At the heart of Foot Locker’s plan for sneaker domination is Greenhouse, an incubator the company has been quietly building for the past year. The plan is for it to be a separate unit designed to gather insight about the current state of the sneaker industry to better respond to sneakerheads. Greenhouse will also offer services to other sneaker brands in the industry. “As a retailer that works with brands across the sneaker industry, we have a lot of insight into sneaker culture,” says Mel Peralta, Greenhouse’s team leader.

Foot Locker has been quickly expanding its reach over the last year through a series of investments. In February, it announced a $100 million strategic investment in the sneaker resale marketplace GOAT and the shoe retailer Flight Club. It has also invested $15 million in the high-end women’s activewear e-commerce site Carbon38 and $12.5 million in the kid’s clothing brand Rockets of Awesome, and it has put $2 million into footwear design academy Pensole. All of this allows Foot Locker to diversify its revenue stream while keeping its finger on the pulse of diverse and remote parts of the activewear and sneaker industries.

Meanwhile, Greenhouse is a kind of incubator and strategic consultancy rolled into one. The goal is to help Foot Locker get a leg up by using the company’s internal data to come up with ways to better address the needs of sneaker buyers at every stage of the process, from retail to advertising campaigns.

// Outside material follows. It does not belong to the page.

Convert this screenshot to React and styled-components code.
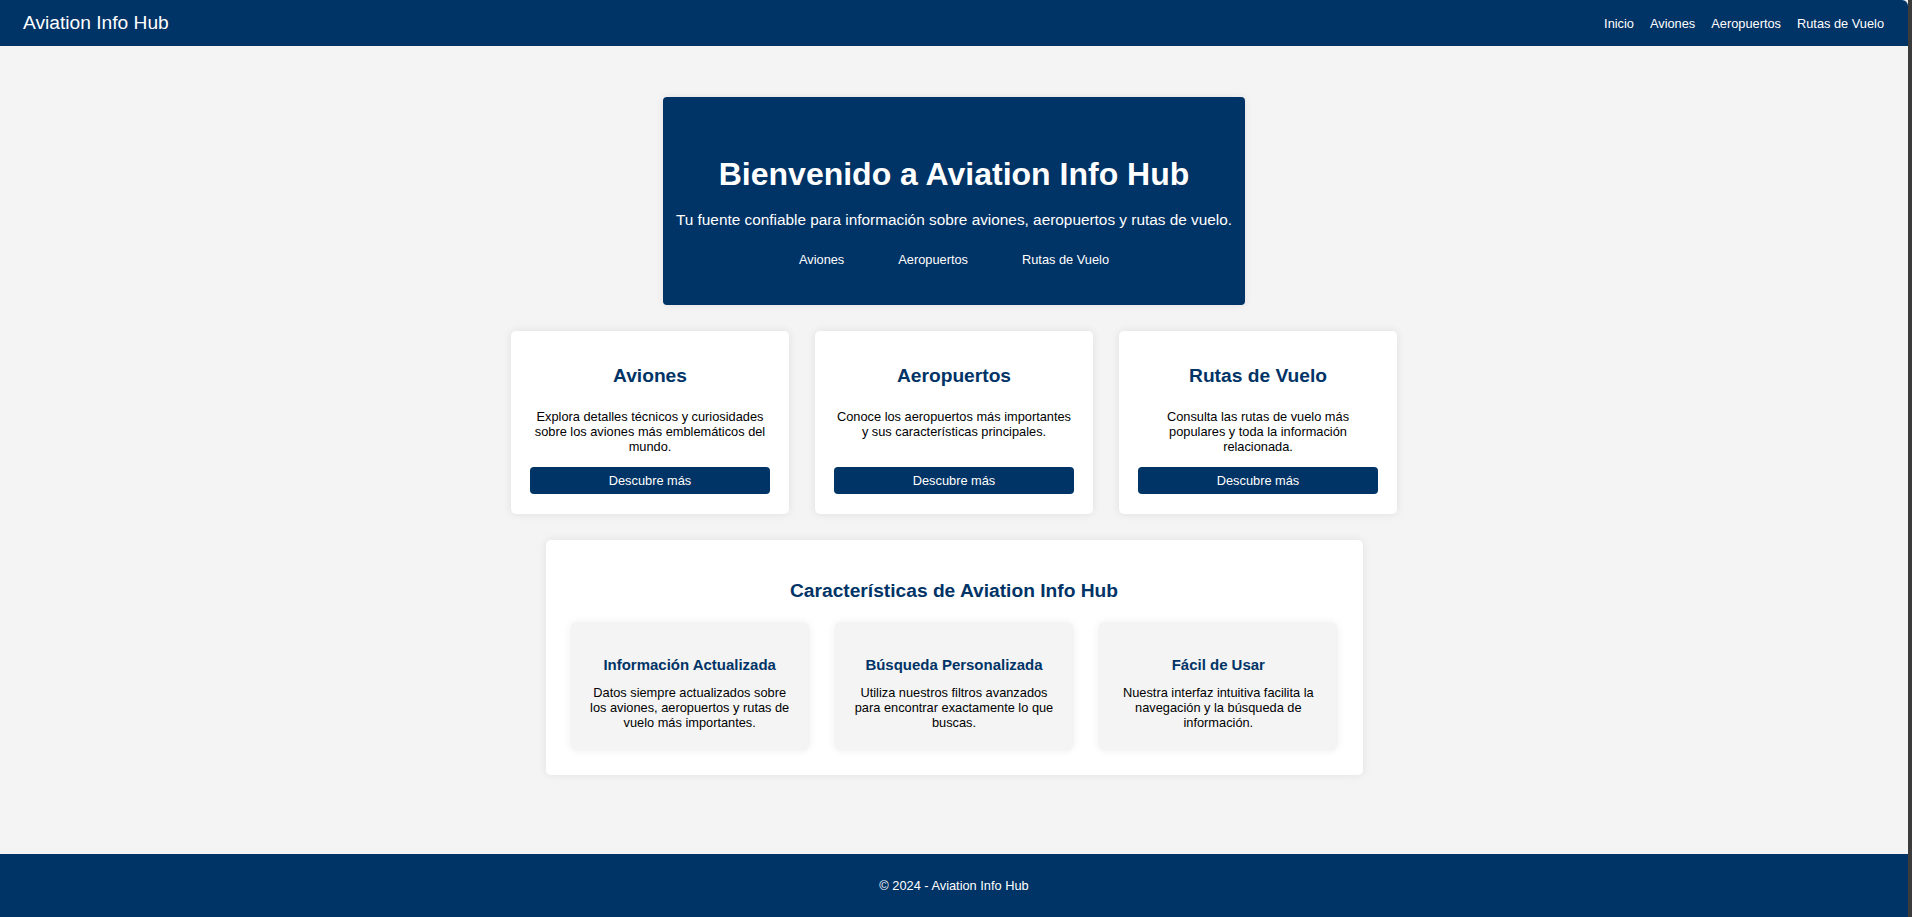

The incubator has a couple of new programs in the works. Take, for instance, its new mentorship program. It will enlist an established player in the streetwear space (called a “Kingmaker,” in the brand’s parlance) to mentor aspiring new designers in the industry (called “Young Guns”). First up, is Treis Hill, who runs the New York design studio Alife; applicants to the mentorship program will have the chance to work closely with Hill for several months if they’re selected. This partnership may lead to new sneakers that Foot Locker will be able to sell in stores, but it also may not. Greenhouse’s goal with the program is to keep the next generation of sneaker designers ensconced within the Foot Locker network. “The industry is so crowded right now,” says Peralta. “It’s hard for new voices to break through. We want to help cultivate the next generation of talent.”

Greenhouse will help brands find artists and influencers to collaborate with. Among its many upcoming collabs, it has brought together New Balance with the French restaurant Paperboy. The incubator will also offer companies opportunities to launch products and advertising campaigns through Foot Locker in unexpected ways, and generally help brands predict trends. “Youth culture is in constant flux,” Peralta says. “It can be hard to keep up and keep responding. Our job is to stay focused on what is going on, and feed all of that information back to Foot Locker and our brand partners.”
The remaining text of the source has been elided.